Further, Hamilton’s testimony of men approaching her house from the front and the rear closely mirrors Marshall’s testimony that Horace, Jr. and Wooten were attempting to gain entry to the rear of the house using a machete while Appellant kicked the front door with his shoe heel. Having considered the aforementioned evidence in a light most favorable to the jury’s verdict, we conclude that the jury rationally could have found that such evidence sufficiently tended to connect Appellant to the offense. See Smith, 332 S.W.3d at 442.

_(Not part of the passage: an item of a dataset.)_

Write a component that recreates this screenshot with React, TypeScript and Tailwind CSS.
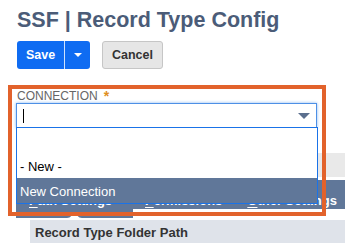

As a result, we have considered Hamilton’s testimony in conjunction with Marshall’s testimony as set forth above in a light most favorable to the verdict. Having done so, we further conclude that a rational trier of fact could have found beyond a reasonable doubt that Appellant intended to burglarize Hamilton’s house, struck at her door with the heel of his shoe, and attempted to open a window to her home. See TEX. PENAL CODE ANN. §§ 15.01(a), 30.02(a)(1). Further, based on the entirety of the circumstances, the jury rationally could have found beyond a reasonable doubt that Appellant’s actions amounted to more than mere preparation that tended but failed to effect the commission of the burglary. See id. Therefore, we hold that the evidence is
legally sufficient to support the trial court’s judgment. See Jackson, 443 U.S. at 320, 99 S. Ct. at 2789; see also Johnson, 871 S.W.2d at 186. Appellant’s sole issue is overruled.
DISPOSITION Having overruled Appellant’s sole issue, we affirm the trial court’s judgment.
JAMES T. WORTHEN Chief Justice Opinion delivered September 4, 2019.
Panel consisted of Worthen, C.J., Hoyle, J., and Neeley, J.
(DO NOT PUBLISH)
COURT OF APPEALS TWELFTH COURT OF APPEALS DISTRICT OF TEXAS JUDGMENT SEPTEMBER 4, 2019
NO. 12-19-00002-CR
DARRELL LYNELL HORACE, SR., Appellant V. THE STATE OF TEXAS, Appellee
Appeal from the 349th District Court of Houston County, Texas (Tr.Ct.No. 18CR-091) THIS CAUSE came to be heard on the appellate record and briefs filed herein, and the same being considered, it is the opinion of this court that there was no error in the judgment.
It is therefore ORDERED, ADJUDGED and DECREED that the judgment of the court below be in all things affirmed, and that this decision be certified to the court below for observance.
James T. Worthen, Chief Justice.
Panel consisted of Worthen, C.J., Hoyle, J., and Neeley, J.